Shadow Ticket: Thomas Pynchon’s first novel in over a decade

Zany whodunnit about a private eye in 1930s Milwaukee could be the 88-year-old author’s ‘last hurrah’

Book cover of Shadow Ticket by Thomas Pynchon
Pynchon’s ninth novel: ‘what a way to go out’
(Image credit: Jonathan Cape)

The US novelist Thomas Pynchon has had “one of the last A-list literary careers”, said Megan Nolan in The Telegraph. His first three novels – “V”, “The Crying of Lot 49” and “Gravity’s Rainbow” – were published to the “kind of rapt audience we all worry doesn’t exist for serious literature today”. Each novel since has been a “major event”. Now aged 88, Pynchon has published what could well be his final work.

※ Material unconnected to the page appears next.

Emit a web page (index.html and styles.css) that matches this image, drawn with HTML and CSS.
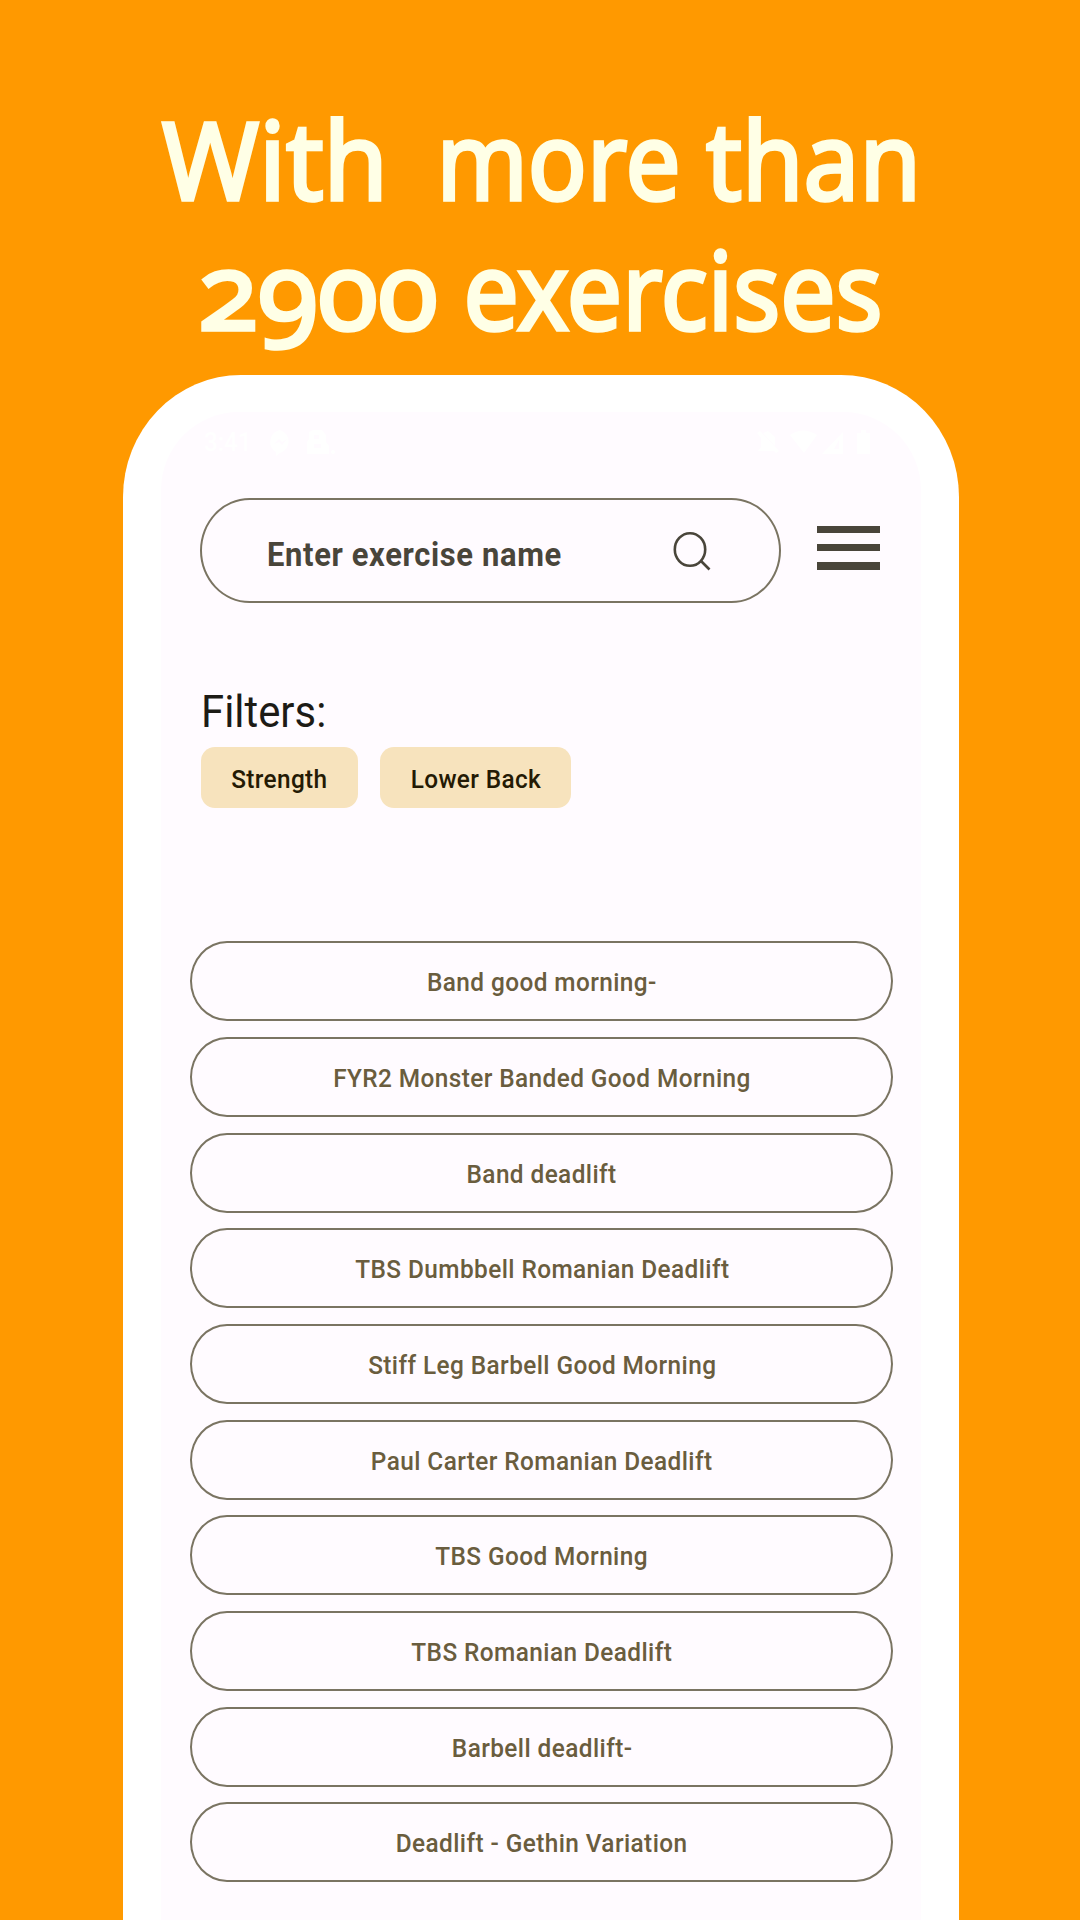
FILE: index.html
```html
<!DOCTYPE html>
<html lang="en">
<head>
<meta charset="utf-8">
<title>Exercises</title>
<link rel="stylesheet" href="styles.css">
</head>
<body>
<main class="poster">
  <h1 class="headline">
    <svg width="1080" height="375" viewBox="0 0 1080 375">
      <text x="162" y="199.5" textLength="226" lengthAdjust="spacingAndGlyphs">With</text>
      <text x="436.5" y="199.5" textLength="244" lengthAdjust="spacingAndGlyphs">more</text>
      <text x="706" y="199.5" textLength="215" lengthAdjust="spacingAndGlyphs">than</text>
      <text x="198" y="330" textLength="240" lengthAdjust="spacingAndGlyphs">2900</text>
      <text x="463.5" y="330" textLength="419" lengthAdjust="spacingAndGlyphs">exercises</text>
    </svg>
  </h1>
  <section class="phone">
    <div class="screen">
      <div class="status">
        <span class="clock">3:41</span>
        <svg class="status-left" width="68" height="28" viewBox="0 0 68 28"><path fill-rule="evenodd" d="M12 1a12 12 0 0 1 0 23l-4 3v-4A12 12 0 0 1 12 1zM6 15l5-5 3 3 5-3-5 6-3-3z"/><path fill-rule="evenodd" d="M41 3l4-2h9l4 5v7l3 4v8H39v-12l2-3zM46 6v4h5V6zM46 15v4h7v-4z"/><circle cx="65" cy="23" r="2"/></svg>
        <svg class="status-right" width="118" height="28" viewBox="0 0 118 28"><path fill-rule="evenodd" d="M2 4l3-2 19 20-3 2-2-2H3l3-4V9zM8 4l5-2 7 6v9zM35 6Q48-3 62 6L49 24zM67 25L88 3v22zM79 20h5v-9zM102 4h4V1h5v3h4v21h-13z"/></svg>
      </div>
      <div class="toolbar">
        <div class="search">
          <span class="search-text">Enter exercise name</span>
          <svg class="search-icon" width="40" height="42" viewBox="0 0 40 42"><ellipse cx="18" cy="18.5" rx="15.2" ry="16.3"/><path d="M28.5 29.5L37.5 38.5"/></svg>
        </div>
        <div class="menu"><i></i><i></i><i></i></div>
      </div>
      <h2 class="filters-title"><span>Filters:</span></h2>
      <div class="chips">
        <div class="chip chip-a"><span>Strength</span></div>
        <div class="chip chip-b"><span>Lower Back</span></div>
      </div>
      <div class="list">
        <div class="row"><span>Band good morning-</span></div>
        <div class="row"><span>FYR2 Monster Banded Good Morning</span></div>
        <div class="row"><span>Band deadlift</span></div>
        <div class="row"><span>TBS Dumbbell Romanian Deadlift</span></div>
        <div class="row"><span>Stiff Leg Barbell Good Morning</span></div>
        <div class="row"><span>Paul Carter Romanian Deadlift</span></div>
        <div class="row"><span>TBS Good Morning</span></div>
        <div class="row"><span>TBS Romanian Deadlift</span></div>
        <div class="row"><span>Barbell deadlift-</span></div>
        <div class="row"><span>Deadlift - Gethin Variation</span></div>
      </div>
    </div>
  </section>
</main>
</body>
</html>
```
FILE: styles.css
```css
* { box-sizing: border-box; margin: 0; padding: 0; }
body { width: 1080px; height: 1920px; overflow: hidden; background: #ff9900; font-family: Roboto, "Liberation Sans", sans-serif; }
.poster { height: 1920px; overflow: hidden; display: flex; flex-direction: column; align-items: center; }
.headline { height: 375px; flex: none; font-weight: 400; }
.headline svg { display: block; }
.headline text { font-family: "Noto Sans", sans-serif; font-size: 107px; font-weight: 400; fill: #ffffe6; stroke: #ffffe6; stroke-width: 3.6px; font-feature-settings: "onum" 1; }
.phone { width: 836px; flex: none; height: 1545px; margin-left: 2px; padding: 37px 38px 0; background: #fff; border-radius: 118px 118px 0 0 / 122px 122px 0 0; }
.screen { height: 1508px; background: #fffbff; border-radius: 78px 78px 0 0; }
.screen span { display: inline-block; white-space: nowrap; }
.status { height: 86px; padding: 17px 48px 0 43px; display: flex; color: #fff; }
.status svg { fill: #fff; }
.clock { width: 64px; font-size: 26px; line-height: 26px; font-weight: 500; transform: scaleX(.93); transform-origin: 0 50%; }
.status-right { margin-left: auto; }
.toolbar { height: 106px; padding: 0 41px 0 39px; display: flex; justify-content: space-between; }
.search { width: 581px; height: 105px; border: 2px solid #7a7462; border-radius: 50px / 53px; display: flex; justify-content: space-between; padding: 0 67px 0 65px; }
.search-text { font-size: 33.5px; line-height: 40px; font-weight: 700; color: #49453a; margin-top: 35px; letter-spacing: .7px; transform: scaleX(.923); transform-origin: 0 50%; }
.search-icon { margin-top: 31px; fill: none; stroke: #49453a; stroke-width: 2.6; }
.menu { width: 63px; padding-top: 28px; display: flex; flex-direction: column; gap: 11px; }
.menu i { display: block; height: 7.2px; background: #49453a; }
.filters-title { height: 143px; padding: 82px 0 0 40px; font-size: 45px; line-height: 52px; font-weight: 400; color: #1d1b16; }
.filters-title span { transform: scaleX(.93); transform-origin: 0 50%; }
.chips { display: flex; gap: 22px; padding-left: 40px; height: 194px; }
.chip { height: 61px; border-radius: 14px; background: #f7e3bd; color: #241a04; font-size: 26.5px; line-height: 63px; font-weight: 500; display: flex; justify-content: center; }
.chip span { transform: scaleX(.92); letter-spacing: .4px; }
.chip-a { width: 157px; }
.chip-b { width: 191px; }
.list { padding: .2px 28.5px 0 29px; display: flex; flex-direction: column; gap: 15.7px; }
.row { height: 80px; flex: none; border: 2px solid #7a7462; border-radius: 37px / 40px; display: flex; justify-content: center; padding-left: 1.5px; font-size: 26.5px; line-height: 78.6px; font-weight: 500; color: #6a5d3e; }
.row span { transform: scaleX(.92); letter-spacing: .45px; }
```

A typically zany (and complex) whodunnit, it centres on a private eye in 1930s Milwaukee who is assigned to investigate the disappearance of a cheese heiress – a quest that takes him across the Atlantic, where he encounters “Nazis, Soviets, biker gangs, molls”, and a “good deal of the supernatural”. “If you asked me to relay in precise detail what takes place on every page,” I “wouldn’t get full marks.” But I enjoyed “Shadow Ticket”, with its “Raymond Chandler-esque dialogue” and exuberant humour, more than any other Pynchon novel. And if it is his “last hurrah”, then “what a way to go out”.